Systems and files involved:
[list]

Owners and handoffs:
[list]

Pain points:
[list]

Constraints:
[privacy, approvals, access, compliance, team limits]

Produce:
1. Current workflow map: steps, owner, input, output, system, and pain point.
2. Failure points: where work gets delayed, duplicated, lost, or mis-reviewed.
3. Automation candidates: task, trigger, data needed, expected output, and risk.
4. Human approval gates: steps that must stay human-owned.
5. Minimal automation spec: scope, non-goals, permissions, logs, rollback, and test cases.
6. Open questions: what must be clarified before implementation.

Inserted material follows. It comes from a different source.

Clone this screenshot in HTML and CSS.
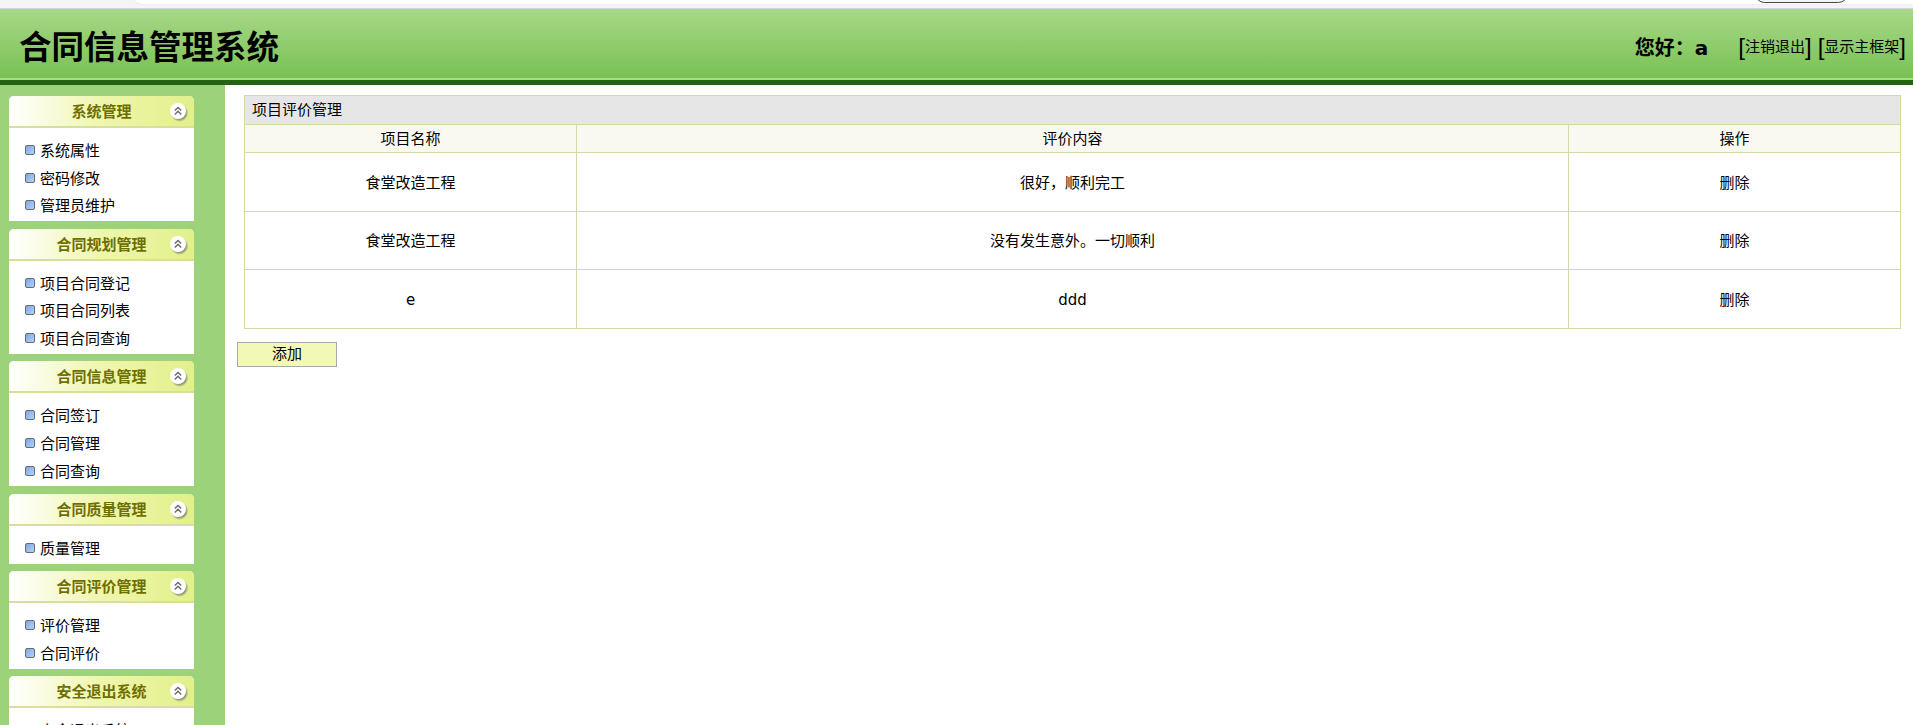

Be conservative. Do not recommend write-capable automation without an approval and rollback plan.

Expected output

A good run produces:

  • A process map that can be checked by the team.
  • A list of automation candidates with risk boundaries.
  • Explicit human approval gates.
  • A minimal spec that an implementer can review before building.

Human review checklist

Before building automation:

  • Confirm the workflow map with process owners.
  • Check all systems, permissions, and data sensitivity.
  • Decide which steps are read-only and which can write or send data.
  • Add logging, rollback, and test cases.
  • Get approval before any automation posts, sends, deletes, or modifies records.

Failure modes

Where this workflow can go wrong:

  • It may simplify informal judgment into a false rule.
  • It may miss exceptions that only happen monthly or quarterly.
  • It may understate permission and data-retention risk.
  • It may suggest automation where a better checklist would be safer.

Source boundary

This workflow does not inspect your systems or verify access rights. It creates a draft audit and spec from the process notes you provide. Implementation requires system-specific review.